Amid the clamour of high-profile sporting performance, in a time when media ensures those who may come from anywhere in the world in a multitude of sports grace our lives on the basis of the supreme execution of their skills, it is satisfying to be able to share when one of our own scales the heights.
Call it the 'Hillary-Tensing Complex', achieving the most incredible heights and allowing reflected glory for all due to the proximity of their daily lives.
Kane Williamson is the latest of this era to walk such sanctified real estate – a cricketing king whose common touch allows New Zealanders, at least, to bask in his accumulated skills.
He is the player of a lifetime, just like rugby's Richie McCaw and Dan Carter. Their difference was that they played together to create the greatest of an already great All Blacks legacy.
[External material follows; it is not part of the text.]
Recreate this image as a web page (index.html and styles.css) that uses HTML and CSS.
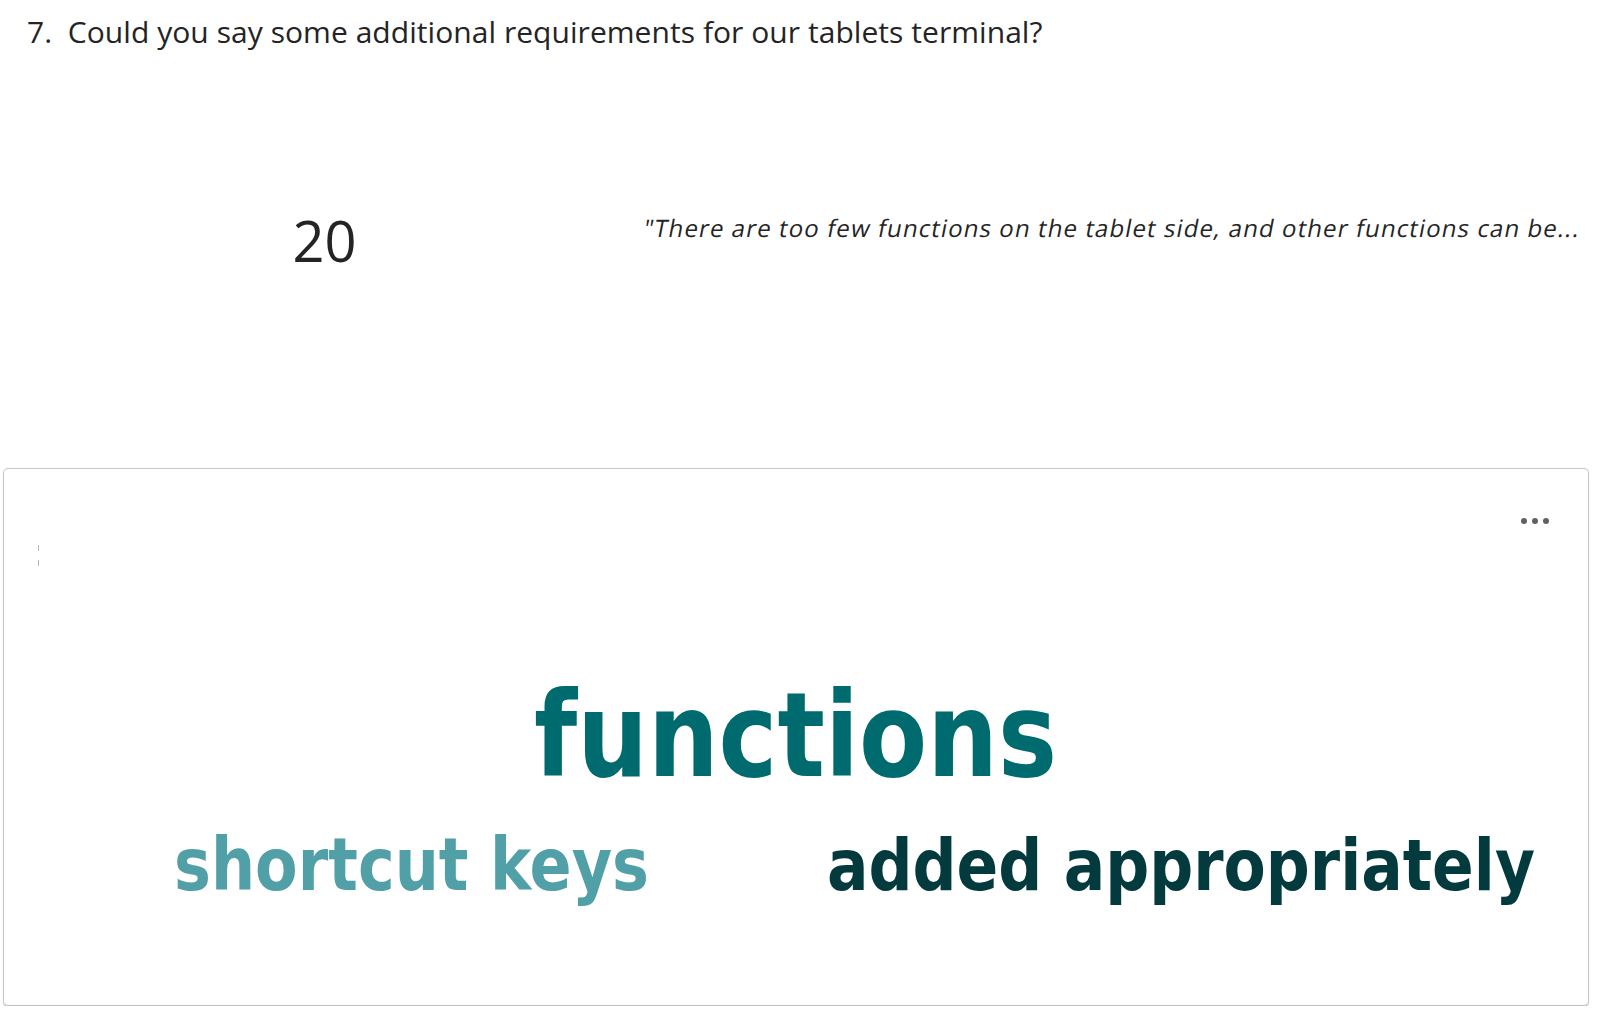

For those who have been around a little longer, their class followed the sportspeople of a lifetime achievements of Peter Snell, Richard Hadlee, Peter Blake, Yvette Williams, Valerie Adams, Lisa Carrington, John Walker, Hamish Bond and Eric Murray.
All have carried their class across the mountaintops of the sporting world.
In a sport where New Zealand has less consistency than many might like, Williamson has demonstrated how much individual skill can still impact a team sport.
Thirty-two Test centuries would have been undreamed of by a New Zealand individual even 10 years ago. The demands of modern international cricket reflect that he has scored only 42 centuries in Test and first-class play.
But his appetite for Test cricket is undoubted as he is within two Tests of achieving another century, 100 Tests. His Test average of 55.90 is roughly eight per cent higher than his first-class average of 51.63.
Quality players tend to end up with the captaincy of New Zealand sides, and even in that capacity, Williamson lent his class to the leadership.
How deserving it was for his style of captaincy that he should lead New Zealand to the inaugural ICC World Test championship – an achievement undreamed of by those New Zealand international players who provided the foundation of the game through years of humiliation and struggle until the golden age of the 1980s.
His grace under the intense disappointment of the 2019 World Cup final loss to England demonstrated the Spirit of Cricket as Sir Colin Cowdrey would have intended. Yet, he would have been fully entitled to have exploded at some of the injustices of that game.
And of the many achievements he will eventually be able to reflect upon in his career, the demonstration of his class in seeing New Zealand home with an unbeaten century in the fourth innings of a Test, thus avoiding the indignity of a loss to a cricket nation that belittled the game itself, will rank high.
Plenty of New Zealand teams would have capitulated in the chase of a target like that in Hamilton. But Williamson's effort ensured such an outstanding trophy as the Tangiwai Shield, a prize of unforgettable significance to New Zealanders, would rest first in New Zealand Cricket's trophy cabinet.
Class truly is permanent, and Kane Williamson's contribution to the game will not be confined to his career statistics. He is a talisman of his sporting generation and fit to rank as the finest player New Zealand has produced.